Practice? or Playing?

I was browsing through an (old) book about piano technique the other day.   The book, written by a virtuoso piano player in about 1902, pointed out that practice involves not just the body, but the brain, and that effective practice is a lot of work.

He then went on to say (reflecting his 19th century world-view) something along the lines that “young girls do not practice effectively; they are more prone to while away the hours playing at the piano” rather than practicing.   He went on to say that the piano offers a host of temptations ot play at it — rather than master it — and the diligent student must be aware of the danger.

I stand convicted.

I have a lot of enthusiasm for music.   I love to play music.   Sometimes, I so want to play it that I don’t spend adequate time practicing the music so I can play it better.   Maybe I’ve had a tough day at work and practicing just feels like more work to do — while playing is pure pleasure.   And sometimes, it’s probably just my own ego that says “you’ve already got it” – when my fingers say I don’t.  By pushing through too quickly to “playing” before I’ve mastered it, I actually slow down my progress.

In my head, I still play the violin as well as I did when I was 21.   But when I took it out of the case recently and ran bow over strings, it’s clear that I have a lot of work to do to re-install technique and produce a sound that has the right intonation — let alone tone — for the pieces I want to play.
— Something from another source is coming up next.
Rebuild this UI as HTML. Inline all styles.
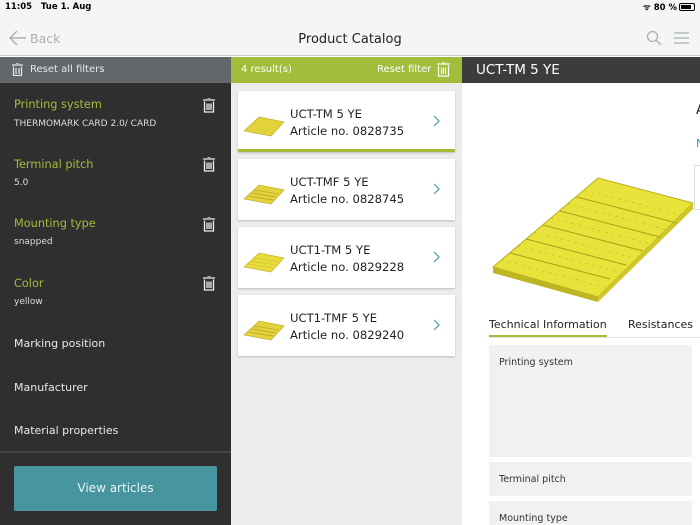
<!DOCTYPE html>
<html><head><meta charset="utf-8"><style>
*{margin:0;padding:0;box-sizing:border-box}
html,body{width:700px;height:525px;overflow:hidden}
body{font-family:"DejaVu Sans","Liberation Sans",sans-serif;position:relative;background:#fff}
.a{position:absolute}
.st{font-size:8.5px;color:#000;font-weight:bold}
.lab{color:#a2bd3a;font-size:11.3px}
.val{color:#ddd;font-size:9px}
.it{color:#e8e8e8;font-size:11px}
.card{position:absolute;left:238px;width:217px;height:61px;background:#fff;box-shadow:0 1px 2px rgba(0,0,0,.2)}
.card .t{position:absolute;left:52px;top:15px;font-size:11.6px;color:#222;line-height:17px}
.card svg.c{position:absolute;right:15px;top:24px}
.box{position:absolute;left:489px;width:203px;background:#f1f1f1;font-size:9.5px;color:#333;padding:10px}
</style></head><body>
<div class="a" style="left:0;top:0;width:700px;height:56px;background:#f5f5f5;border-bottom:1px solid #ccc"></div>
<div class="a st" style="left:5px;top:2px">11:05&nbsp;&nbsp; Tue 1. Aug</div>
<div class="a st" style="left:643px;top:2px">ᯤ 80 %</div>
<div class="a" style="left:679px;top:3px;width:16px;height:8px;border:1px solid #000;border-radius:2px;padding:1px"><div style="width:10px;height:4px;background:#000"></div></div>
<svg class="a" style="left:9px;top:30px" width="18" height="16"><path d="M8 1L1 8L8 15M1 8H17" stroke="#a8b0b4" stroke-width="1.5" fill="none"/></svg>
<div class="a" style="left:30px;top:31px;font-size:12.5px;color:#a8b0b4">Back</div>
<div class="a" style="left:0;width:700px;top:32px;text-align:center;font-size:13px;color:#222">Product Catalog</div>
<svg class="a" style="left:646px;top:30px" width="16" height="16"><circle cx="6.5" cy="6.5" r="5" stroke="#a8b0b4" stroke-width="1.3" fill="none"/><path d="M10 10L15 15" stroke="#a8b0b4" stroke-width="1.3"/></svg>
<svg class="a" style="left:674px;top:32px" width="15" height="12"><path d="M0 1H15M0 6H15M0 11H15" stroke="#a8b0b4" stroke-width="1.3"/></svg>

<div class="a" style="left:0;top:57px;width:231px;height:26px;background:#636769"></div>
<svg class="a" style="left:12px;top:63px" width="11" height="13"><path d="M0 2H11M4 0H7M1.5 3.5V12.5H9.5V3.5M4 5V11M7 5V11" stroke="#e8e8e8" stroke-width="1.2" fill="none"/></svg>
<div class="a" style="left:30px;top:64px;font-size:10px;color:#e8e8e8">Reset all filters</div>
<div class="a" style="left:231px;top:57px;width:231px;height:26px;background:#a2bd3a"></div>
<div class="a" style="left:241px;top:64px;font-size:10px;color:#fff">4 result(s)</div>
<div class="a" style="left:377px;top:64px;font-size:10px;color:#fff">Reset filter</div>
<svg class="a" style="left:437px;top:62px" width="13" height="15"><path d="M0 2H13M5 0H8M1.5 3.5V14H11.5V3.5M4.5 5.5V12M6.5 5.5V12M8.5 5.5V12" stroke="#fff" stroke-width="1.2" fill="none"/></svg>
<div class="a" style="left:462px;top:57px;width:238px;height:26px;background:#3c3c3c"></div>
<div class="a" style="left:476px;top:62px;font-size:13.5px;color:#fff">UCT-TM 5 YE</div>

<div class="a" style="left:0;top:83px;width:231px;height:442px;background:#2f2f2f"></div>
<div class="a lab" style="left:14px;top:98px">Printing system</div><div class="a val" style="left:14px;top:119px">THERMOMARK CARD 2.0/ CARD</div>
<div class="a lab" style="left:14px;top:158px">Terminal pitch</div><div class="a val" style="left:14px;top:178px">5.0</div>
<div class="a lab" style="left:14px;top:217px">Mounting type</div><div class="a val" style="left:14px;top:237px">snapped</div>
<div class="a lab" style="left:14px;top:277px">Color</div><div class="a val" style="left:14px;top:297px">yellow</div>
<svg class="a" style="left:203px;top:98px" width="12" height="15"><path d="M0 2H12M4.5 0H7.5M1.5 3.5V14H10.5V3.5M4 5.5V12M6 5.5V12M8 5.5V12" stroke="#eee" stroke-width="1.3" fill="none"/></svg>
<svg class="a" style="left:203px;top:157px" width="12" height="15"><path d="M0 2H12M4.5 0H7.5M1.5 3.5V14H10.5V3.5M4 5.5V12M6 5.5V12M8 5.5V12" stroke="#eee" stroke-width="1.3" fill="none"/></svg>
<svg class="a" style="left:203px;top:217px" width="12" height="15"><path d="M0 2H12M4.5 0H7.5M1.5 3.5V14H10.5V3.5M4 5.5V12M6 5.5V12M8 5.5V12" stroke="#eee" stroke-width="1.3" fill="none"/></svg>
<svg class="a" style="left:203px;top:276px" width="12" height="15"><path d="M0 2H12M4.5 0H7.5M1.5 3.5V14H10.5V3.5M4 5.5V12M6 5.5V12M8 5.5V12" stroke="#eee" stroke-width="1.3" fill="none"/></svg>
<div class="a it" style="left:14px;top:337px">Marking position</div>
<div class="a it" style="left:14px;top:381px">Manufacturer</div>
<div class="a it" style="left:14px;top:424px">Material properties</div>
<div class="a" style="left:0;top:451px;width:231px;height:2px;background:#444"></div>
<div class="a" style="left:14px;top:466px;width:203px;height:45px;background:#47959e;border-radius:2px;color:#e8f4f5;font-size:12px;text-align:center;line-height:45px">View articles</div>

<div class="a" style="left:231px;top:83px;width:231px;height:442px;background:#ececec"></div>
<div class="card" style="top:91px;border-bottom:3px solid #a2bd3a"><svg class="a" style="left:5px;top:24px" width="42" height="22"><polygon points="1,16 16,2 41,7 28,21" fill="#e2d33a" stroke="#b9a925" stroke-width=".6"/></svg><div class="t">UCT-TM 5 YE<br>Article no. 0828735</div><svg class="c" width="7" height="12"><path d="M1 1L6 6L1 11" stroke="#4a9ba5" stroke-width="1.2" fill="none"/></svg></div>
<div class="card" style="top:159px"><svg class="a" style="left:5px;top:24px" width="42" height="22"><polygon points="1,16 16,2 41,7 28,21" fill="#e2d33a" stroke="#b9a925" stroke-width=".6"/><path d="M8 10L33 14M11 7L36 11M5 13L30 17" stroke="#a8961e" stroke-width=".6"/></svg><div class="t">UCT-TMF 5 YE<br>Article no. 0828745</div><svg class="c" width="7" height="12"><path d="M1 1L6 6L1 11" stroke="#4a9ba5" stroke-width="1.2" fill="none"/></svg></div>
<div class="card" style="top:227px"><svg class="a" style="left:5px;top:24px" width="42" height="22"><polygon points="1,16 16,2 41,7 28,21" fill="#e8dc3c" stroke="#b9a925" stroke-width=".6"/><path d="M8 10L33 14M11 7L36 11M5 13L30 17" stroke="#c4b22a" stroke-width=".4"/></svg><div class="t">UCT1-TM 5 YE<br>Article no. 0829228</div><svg class="c" width="7" height="12"><path d="M1 1L6 6L1 11" stroke="#4a9ba5" stroke-width="1.2" fill="none"/></svg></div>
<div class="card" style="top:295px"><svg class="a" style="left:5px;top:24px" width="42" height="22"><polygon points="1,16 16,2 41,7 28,21" fill="#e2d33a" stroke="#b9a925" stroke-width=".6"/><path d="M8 10L33 14M11 7L36 11M5 13L30 17" stroke="#a8961e" stroke-width=".6"/></svg><div class="t">UCT1-TMF 5 YE<br>Article no. 0829240</div><svg class="c" width="7" height="12"><path d="M1 1L6 6L1 11" stroke="#4a9ba5" stroke-width="1.2" fill="none"/></svg></div>

<div class="a" style="left:696px;top:103px;font-size:13px;color:#222">A</div>
<div class="a" style="left:696px;top:137px;font-size:11px;color:#4a9ba5">N</div>
<div class="a" style="left:694px;top:165px;width:10px;height:45px;border:1px solid #ddd;background:#fff"></div>
<svg class="a" style="left:488px;top:175px" width="210" height="128">
<polygon points="5,92 110,3 205,28 110,122" fill="#e8e23a" stroke="#b8b020" stroke-width="1"/>
<polygon points="5,92 110,122 110,127 5,98" fill="#bdb622"/>
<polygon points="110,122 205,28 205,34 110,127" fill="#cfc82a"/>
<g stroke="#a9a21c" stroke-width="1">
<path d="M22,78L122,104M38,64L138,90M55,50L155,76M72,36L172,62M89,22L189,48"/>
</g>
<g stroke="#b5ae22" stroke-width=".6" stroke-dasharray="2 5">
<path d="M14,85L116,112M30,71L130,97M46,57L146,83M63,43L163,69M80,29L180,55M97,15L197,41"/>
</g>
</svg>
<div class="a" style="left:489px;top:318px;font-size:11px;color:#222">Technical Information</div>
<div class="a" style="left:628px;top:318px;font-size:11px;color:#222">Resistances</div>
<div class="a" style="left:489px;top:337px;width:211px;height:1px;background:#e6e6e6"></div>
<div class="a" style="left:489px;top:335px;width:118px;height:2px;background:#a2bd3a"></div>
<div class="box" style="top:345px;height:112px;padding-top:12px">Printing system</div>
<div class="box" style="top:462px;height:34px;padding-top:12px">Terminal pitch</div>
<div class="box" style="top:501px;height:24px;padding-top:12px">Mounting type</div>
</body></html>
At the same time, practice does not have to be drudgery.  It’s not all about repetition and rote.

As Westney Willliam points out in his book (which I recommend) The Perfect Wrong Note, practice is actually a time to identify and solve the puzzles of why a section of music is giving you trouble, and to work through the mechanics to get it right.    Approached this way — practice is no more tedious than playing Tetris or Farkle or solving a Sodoku puzzle.   There can be a great sense of accomplishment when you figure it out.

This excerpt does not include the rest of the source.